Although extracurricular development may appear unrelated to the task of coaching a sports team, this mode of behaviour does create new neural pathways that make it easier to implement the above strategies (Aires, 2014): this means that the strategies of ‘building a winning culture’ or the intuition needed to structure the training for your team require a sort of ‘learning mode’ at the foundation.

Ultimately, switching to this humble ‘mode of learning’ may encourage you to restructure the training of your team over a longer-term. But tuning and adapting your leadership behaviour may be the final ingredient that your team culture needs to push for the roaring win.


In this article, we learned key strategies sports teams are using to maximise performance. These modifications have implications for your own team, and we suggest the following:

  1. On the one hand, to increase the intensity of your training sessions on the run-up to the big day. However, as James Clear suggests, the most ‘hard-wired’ motor responses that will enable your team to perform on the day will necessitate extended periods of practice and repetition.
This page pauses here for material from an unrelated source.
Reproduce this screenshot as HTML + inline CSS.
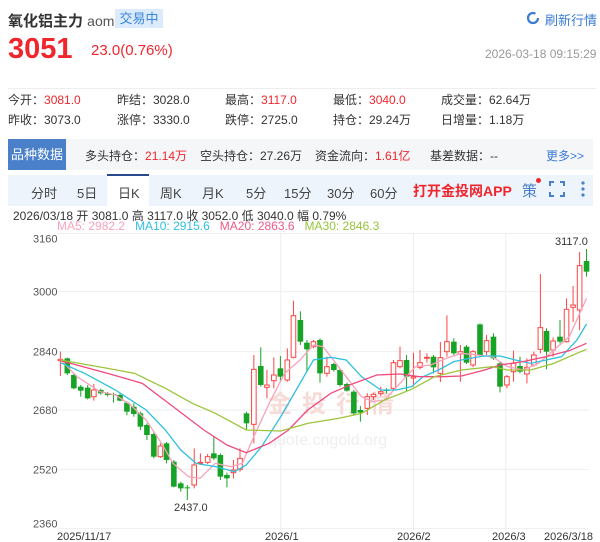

Although practising different sequences and techniques may not seem intuitive months before the big day, think of your team’s performance as an ‘aggregation’ of these training activities – the momentum of your practice will be rewarded.

  2. In addition to tuning the athletic aptitude of your team members, remember that this will reach a glass ceiling shortly before the big day: stress will creep in, and recalling past content will be difficult: naturally, your team members will turn to the more primal alternative of the ‘emotional blueprint’ from your leadership when mental bandwidth is brought to a halt: this means instilling the right culture well in advance and rooting out anti-social behaviours – and this will enable your players to run on this ‘motivation fuel’ as a distraction from the pressure of the game in real-time.